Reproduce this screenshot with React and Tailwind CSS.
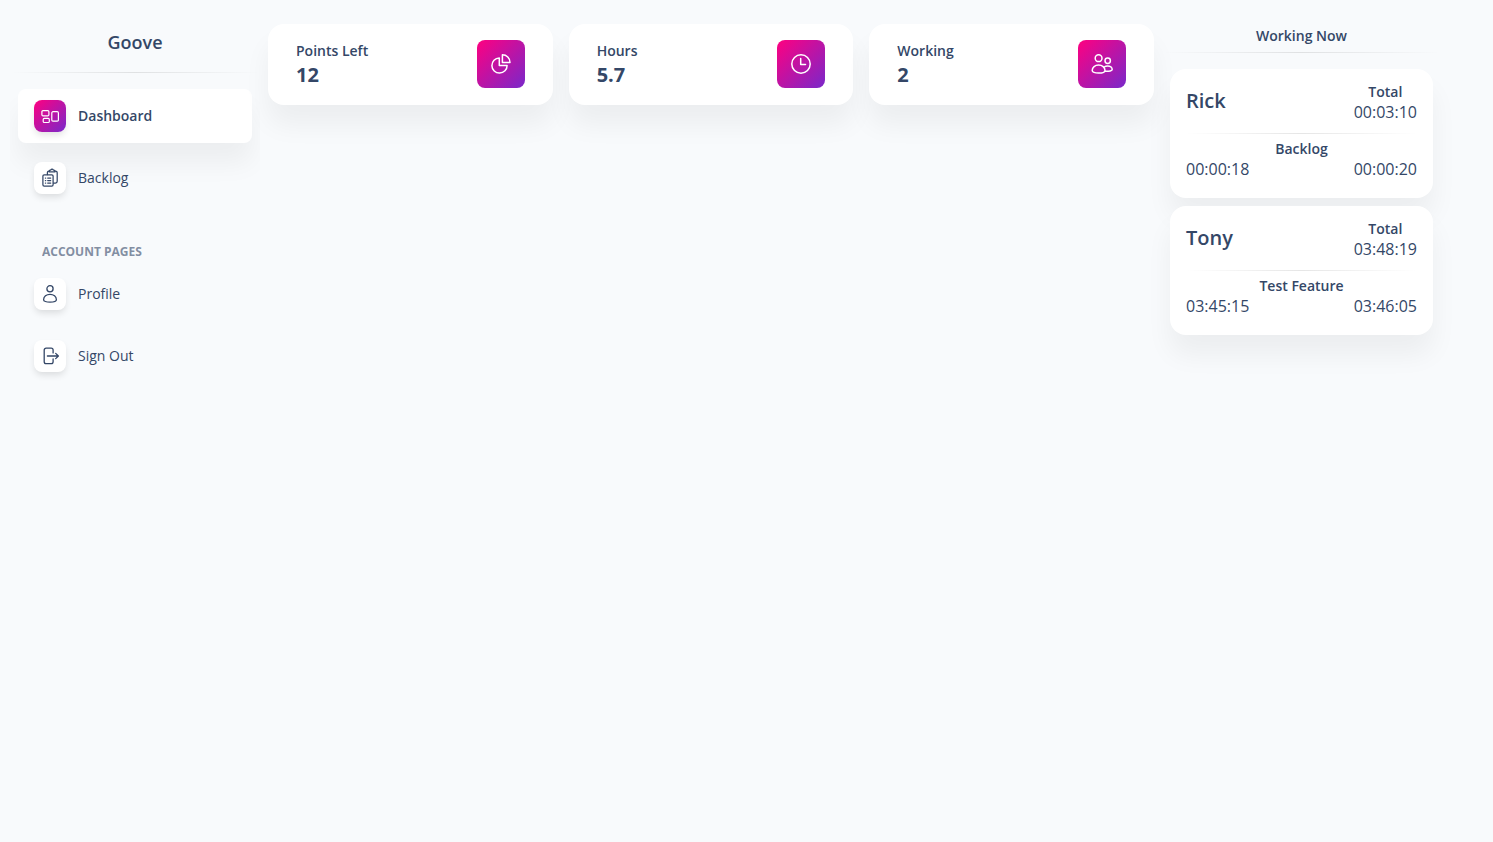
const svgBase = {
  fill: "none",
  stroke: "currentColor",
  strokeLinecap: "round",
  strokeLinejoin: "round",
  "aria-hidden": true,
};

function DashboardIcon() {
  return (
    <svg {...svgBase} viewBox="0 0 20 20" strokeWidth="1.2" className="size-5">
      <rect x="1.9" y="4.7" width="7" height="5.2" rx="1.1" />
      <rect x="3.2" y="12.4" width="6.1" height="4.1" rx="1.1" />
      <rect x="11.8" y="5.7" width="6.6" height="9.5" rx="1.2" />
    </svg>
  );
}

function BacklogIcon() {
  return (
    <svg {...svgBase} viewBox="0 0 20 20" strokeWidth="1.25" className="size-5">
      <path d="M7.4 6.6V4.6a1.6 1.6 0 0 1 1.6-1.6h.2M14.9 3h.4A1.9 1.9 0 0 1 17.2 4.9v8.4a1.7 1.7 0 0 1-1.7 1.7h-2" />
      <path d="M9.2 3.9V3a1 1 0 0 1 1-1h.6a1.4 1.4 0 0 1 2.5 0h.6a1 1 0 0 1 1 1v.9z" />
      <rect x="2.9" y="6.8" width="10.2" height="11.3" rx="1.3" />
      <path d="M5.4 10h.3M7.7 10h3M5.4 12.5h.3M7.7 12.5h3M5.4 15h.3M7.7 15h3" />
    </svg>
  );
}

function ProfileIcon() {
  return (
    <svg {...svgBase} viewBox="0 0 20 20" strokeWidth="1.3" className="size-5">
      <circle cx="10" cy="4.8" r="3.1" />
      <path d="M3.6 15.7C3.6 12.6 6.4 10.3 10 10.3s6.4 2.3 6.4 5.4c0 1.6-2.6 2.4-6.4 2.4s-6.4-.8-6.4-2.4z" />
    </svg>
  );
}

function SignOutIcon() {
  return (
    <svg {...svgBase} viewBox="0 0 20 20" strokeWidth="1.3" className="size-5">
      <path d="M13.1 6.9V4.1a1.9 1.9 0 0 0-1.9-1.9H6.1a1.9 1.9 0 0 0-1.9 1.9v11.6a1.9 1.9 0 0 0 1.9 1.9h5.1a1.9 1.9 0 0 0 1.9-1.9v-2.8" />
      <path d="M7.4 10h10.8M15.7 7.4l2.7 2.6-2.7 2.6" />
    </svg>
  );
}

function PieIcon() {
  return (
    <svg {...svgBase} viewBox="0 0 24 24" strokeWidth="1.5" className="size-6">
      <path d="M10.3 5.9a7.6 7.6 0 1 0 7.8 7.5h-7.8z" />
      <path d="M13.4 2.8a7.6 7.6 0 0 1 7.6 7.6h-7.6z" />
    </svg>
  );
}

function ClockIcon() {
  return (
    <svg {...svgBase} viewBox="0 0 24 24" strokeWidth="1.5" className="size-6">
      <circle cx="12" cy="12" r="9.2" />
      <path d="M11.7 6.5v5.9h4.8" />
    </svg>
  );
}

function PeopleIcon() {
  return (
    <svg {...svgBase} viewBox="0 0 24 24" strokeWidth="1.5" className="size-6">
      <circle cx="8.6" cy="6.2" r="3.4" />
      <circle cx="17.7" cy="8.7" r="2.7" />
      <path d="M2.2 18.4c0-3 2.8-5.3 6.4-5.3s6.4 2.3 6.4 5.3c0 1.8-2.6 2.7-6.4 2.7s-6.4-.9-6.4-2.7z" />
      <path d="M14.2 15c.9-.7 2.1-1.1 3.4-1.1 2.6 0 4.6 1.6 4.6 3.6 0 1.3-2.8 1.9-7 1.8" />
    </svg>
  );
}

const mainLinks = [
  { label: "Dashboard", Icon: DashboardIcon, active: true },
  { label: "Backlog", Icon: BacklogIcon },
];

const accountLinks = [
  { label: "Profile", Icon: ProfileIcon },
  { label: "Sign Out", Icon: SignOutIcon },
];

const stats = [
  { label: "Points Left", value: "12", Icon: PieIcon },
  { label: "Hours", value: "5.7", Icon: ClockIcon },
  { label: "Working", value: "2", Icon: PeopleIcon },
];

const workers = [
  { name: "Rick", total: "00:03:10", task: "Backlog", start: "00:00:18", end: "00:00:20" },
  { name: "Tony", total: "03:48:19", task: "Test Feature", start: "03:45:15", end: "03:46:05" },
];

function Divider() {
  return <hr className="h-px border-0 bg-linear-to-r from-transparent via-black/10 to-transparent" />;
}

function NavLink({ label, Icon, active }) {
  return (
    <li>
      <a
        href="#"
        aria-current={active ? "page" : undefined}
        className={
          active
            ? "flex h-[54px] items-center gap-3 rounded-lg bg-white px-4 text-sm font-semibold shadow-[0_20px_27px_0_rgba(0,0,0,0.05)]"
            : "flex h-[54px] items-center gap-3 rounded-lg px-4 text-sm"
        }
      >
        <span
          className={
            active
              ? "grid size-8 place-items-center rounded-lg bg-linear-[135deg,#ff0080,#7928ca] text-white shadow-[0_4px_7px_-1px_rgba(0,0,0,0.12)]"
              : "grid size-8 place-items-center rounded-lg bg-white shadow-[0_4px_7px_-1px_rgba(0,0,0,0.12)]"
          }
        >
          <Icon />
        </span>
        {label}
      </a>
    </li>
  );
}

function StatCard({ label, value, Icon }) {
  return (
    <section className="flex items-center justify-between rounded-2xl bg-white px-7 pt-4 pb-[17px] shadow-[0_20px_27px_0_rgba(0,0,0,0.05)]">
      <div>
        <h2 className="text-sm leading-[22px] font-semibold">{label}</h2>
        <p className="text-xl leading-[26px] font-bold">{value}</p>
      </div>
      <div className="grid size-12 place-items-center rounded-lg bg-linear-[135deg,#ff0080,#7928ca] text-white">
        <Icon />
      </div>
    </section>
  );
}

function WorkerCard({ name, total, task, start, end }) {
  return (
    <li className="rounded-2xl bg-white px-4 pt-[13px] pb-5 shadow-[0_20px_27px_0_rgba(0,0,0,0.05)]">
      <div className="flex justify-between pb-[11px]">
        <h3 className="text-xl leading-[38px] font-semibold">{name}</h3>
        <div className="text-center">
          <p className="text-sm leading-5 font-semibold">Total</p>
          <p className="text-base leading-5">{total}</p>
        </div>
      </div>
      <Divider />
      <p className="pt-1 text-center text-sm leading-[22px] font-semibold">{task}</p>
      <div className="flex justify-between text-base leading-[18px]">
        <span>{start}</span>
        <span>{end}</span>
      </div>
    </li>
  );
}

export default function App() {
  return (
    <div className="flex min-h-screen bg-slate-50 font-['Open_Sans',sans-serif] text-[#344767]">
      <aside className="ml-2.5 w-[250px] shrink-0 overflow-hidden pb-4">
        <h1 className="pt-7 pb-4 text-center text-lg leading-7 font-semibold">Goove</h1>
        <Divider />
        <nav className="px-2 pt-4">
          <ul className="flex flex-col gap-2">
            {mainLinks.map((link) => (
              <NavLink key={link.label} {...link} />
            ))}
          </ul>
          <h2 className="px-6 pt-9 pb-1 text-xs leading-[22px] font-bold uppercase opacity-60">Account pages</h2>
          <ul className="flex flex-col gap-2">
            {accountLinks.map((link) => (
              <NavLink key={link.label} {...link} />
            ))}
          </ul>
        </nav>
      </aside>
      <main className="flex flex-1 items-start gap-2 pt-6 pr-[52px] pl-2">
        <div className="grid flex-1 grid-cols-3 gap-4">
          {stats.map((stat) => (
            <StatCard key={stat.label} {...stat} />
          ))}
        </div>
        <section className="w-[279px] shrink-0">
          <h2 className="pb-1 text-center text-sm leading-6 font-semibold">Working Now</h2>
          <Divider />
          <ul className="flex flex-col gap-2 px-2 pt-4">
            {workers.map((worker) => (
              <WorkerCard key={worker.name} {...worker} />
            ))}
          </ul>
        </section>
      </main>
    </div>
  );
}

[Exercise instructions]
Make an exact reproduction of the listing above, without any pictures.

[Exercise result]
Reproduce this screenshot with React and Tailwind CSS.
const svgBase = {
  fill: "none",
  stroke: "currentColor",
  strokeLinecap: "round",
  strokeLinejoin: "round",
  "aria-hidden": true,
};

function DashboardIcon() {
  return (
    <svg {...svgBase} viewBox="0 0 20 20" strokeWidth="1.2" className="size-5">
      <rect x="1.9" y="4.7" width="7" height="5.2" rx="1.1" />
      <rect x="3.2" y="12.4" width="6.1" height="4.1" rx="1.1" />
      <rect x="11.8" y="5.7" width="6.6" height="9.5" rx="1.2" />
    </svg>
  );
}

function BacklogIcon() {
  return (
    <svg {...svgBase} viewBox="0 0 20 20" strokeWidth="1.25" className="size-5">
      <path d="M7.4 6.6V4.6a1.6 1.6 0 0 1 1.6-1.6h.2M14.9 3h.4A1.9 1.9 0 0 1 17.2 4.9v8.4a1.7 1.7 0 0 1-1.7 1.7h-2" />
      <path d="M9.2 3.9V3a1 1 0 0 1 1-1h.6a1.4 1.4 0 0 1 2.5 0h.6a1 1 0 0 1 1 1v.9z" />
      <rect x="2.9" y="6.8" width="10.2" height="11.3" rx="1.3" />
      <path d="M5.4 10h.3M7.7 10h3M5.4 12.5h.3M7.7 12.5h3M5.4 15h.3M7.7 15h3" />
    </svg>
  );
}

function ProfileIcon() {
  return (
    <svg {...svgBase} viewBox="0 0 20 20" strokeWidth="1.3" className="size-5">
      <circle cx="10" cy="4.8" r="3.1" />
      <path d="M3.6 15.7C3.6 12.6 6.4 10.3 10 10.3s6.4 2.3 6.4 5.4c0 1.6-2.6 2.4-6.4 2.4s-6.4-.8-6.4-2.4z" />
    </svg>
  );
}

function SignOutIcon() {
  return (
    <svg {...svgBase} viewBox="0 0 20 20" strokeWidth="1.3" className="size-5">
      <path d="M13.1 6.9V4.1a1.9 1.9 0 0 0-1.9-1.9H6.1a1.9 1.9 0 0 0-1.9 1.9v11.6a1.9 1.9 0 0 0 1.9 1.9h5.1a1.9 1.9 0 0 0 1.9-1.9v-2.8" />
      <path d="M7.4 10h10.8M15.7 7.4l2.7 2.6-2.7 2.6" />
    </svg>
  );
}

function PieIcon() {
  return (
    <svg {...svgBase} viewBox="0 0 24 24" strokeWidth="1.5" className="size-6">
      <path d="M10.3 5.9a7.6 7.6 0 1 0 7.8 7.5h-7.8z" />
      <path d="M13.4 2.8a7.6 7.6 0 0 1 7.6 7.6h-7.6z" />
    </svg>
  );
}

function ClockIcon() {
  return (
    <svg {...svgBase} viewBox="0 0 24 24" strokeWidth="1.5" className="size-6">
      <circle cx="12" cy="12" r="9.2" />
      <path d="M11.7 6.5v5.9h4.8" />
    </svg>
  );
}

function PeopleIcon() {
  return (
    <svg {...svgBase} viewBox="0 0 24 24" strokeWidth="1.5" className="size-6">
      <circle cx="8.6" cy="6.2" r="3.4" />
      <circle cx="17.7" cy="8.7" r="2.7" />
      <path d="M2.2 18.4c0-3 2.8-5.3 6.4-5.3s6.4 2.3 6.4 5.3c0 1.8-2.6 2.7-6.4 2.7s-6.4-.9-6.4-2.7z" />
      <path d="M14.2 15c.9-.7 2.1-1.1 3.4-1.1 2.6 0 4.6 1.6 4.6 3.6 0 1.3-2.8 1.9-7 1.8" />
    </svg>
  );
}

const mainLinks = [
  { label: "Dashboard", Icon: DashboardIcon, active: true },
  { label: "Backlog", Icon: BacklogIcon },
];

const accountLinks = [
  { label: "Profile", Icon: ProfileIcon },
  { label: "Sign Out", Icon: SignOutIcon },
];

const stats = [
  { label: "Points Left", value: "12", Icon: PieIcon },
  { label: "Hours", value: "5.7", Icon: ClockIcon },
  { label: "Working", value: "2", Icon: PeopleIcon },
];

const workers = [
  { name: "Rick", total: "00:03:10", task: "Backlog", start: "00:00:18", end: "00:00:20" },
  { name: "Tony", total: "03:48:19", task: "Test Feature", start: "03:45:15", end: "03:46:05" },
];

function Divider() {
  return <hr className="h-px border-0 bg-linear-to-r from-transparent via-black/10 to-transparent" />;
}

function NavLink({ label, Icon, active }) {
  return (
    <li>
      <a
        href="#"
        aria-current={active ? "page" : undefined}
        className={
          active
            ? "flex h-[54px] items-center gap-3 rounded-lg bg-white px-4 text-sm font-semibold shadow-[0_20px_27px_0_rgba(0,0,0,0.05)]"
            : "flex h-[54px] items-center gap-3 rounded-lg px-4 text-sm"
        }
      >
        <span
          className={
            active
              ? "grid size-8 place-items-center rounded-lg bg-linear-[135deg,#ff0080,#7928ca] text-white shadow-[0_4px_7px_-1px_rgba(0,0,0,0.12)]"
              : "grid size-8 place-items-center rounded-lg bg-white shadow-[0_4px_7px_-1px_rgba(0,0,0,0.12)]"
          }
        >
          <Icon />
        </span>
        {label}
      </a>
    </li>
  );
}

function StatCard({ label, value, Icon }) {
  return (
    <section className="flex items-center justify-between rounded-2xl bg-white px-7 pt-4 pb-[17px] shadow-[0_20px_27px_0_rgba(0,0,0,0.05)]">
      <div>
        <h2 className="text-sm leading-[22px] font-semibold">{label}</h2>
        <p className="text-xl leading-[26px] font-bold">{value}</p>
      </div>
      <div className="grid size-12 place-items-center rounded-lg bg-linear-[135deg,#ff0080,#7928ca] text-white">
        <Icon />
      </div>
    </section>
  );
}

function WorkerCard({ name, total, task, start, end }) {
  return (
    <li className="rounded-2xl bg-white px-4 pt-[13px] pb-5 shadow-[0_20px_27px_0_rgba(0,0,0,0.05)]">
      <div className="flex justify-between pb-[11px]">
        <h3 className="text-xl leading-[38px] font-semibold">{name}</h3>
        <div className="text-center">
          <p className="text-sm leading-5 font-semibold">Total</p>
          <p className="text-base leading-5">{total}</p>
        </div>
      </div>
      <Divider />
      <p className="pt-1 text-center text-sm leading-[22px] font-semibold">{task}</p>
      <div className="flex justify-between text-base leading-[18px]">
        <span>{start}</span>
        <span>{end}</span>
      </div>
    </li>
  );
}

export default function App() {
  return (
    <div className="flex min-h-screen bg-slate-50 font-['Open_Sans',sans-serif] text-[#344767]">
      <aside className="ml-2.5 w-[250px] shrink-0 overflow-hidden pb-4">
        <h1 className="pt-7 pb-4 text-center text-lg leading-7 font-semibold">Goove</h1>
        <Divider />
        <nav className="px-2 pt-4">
          <ul className="flex flex-col gap-2">
            {mainLinks.map((link) => (
              <NavLink key={link.label} {...link} />
            ))}
          </ul>
          <h2 className="px-6 pt-9 pb-1 text-xs leading-[22px] font-bold uppercase opacity-60">Account pages</h2>
          <ul className="flex flex-col gap-2">
            {accountLinks.map((link) => (
              <NavLink key={link.label} {...link} />
            ))}
          </ul>
        </nav>
      </aside>
      <main className="flex flex-1 items-start gap-2 pt-6 pr-[52px] pl-2">
        <div className="grid flex-1 grid-cols-3 gap-4">
          {stats.map((stat) => (
            <StatCard key={stat.label} {...stat} />
          ))}
        </div>
        <section className="w-[279px] shrink-0">
          <h2 className="pb-1 text-center text-sm leading-6 font-semibold">Working Now</h2>
          <Divider />
          <ul className="flex flex-col gap-2 px-2 pt-4">
            {workers.map((worker) => (
              <WorkerCard key={worker.name} {...worker} />
            ))}
          </ul>
        </section>
      </main>
    </div>
  );
}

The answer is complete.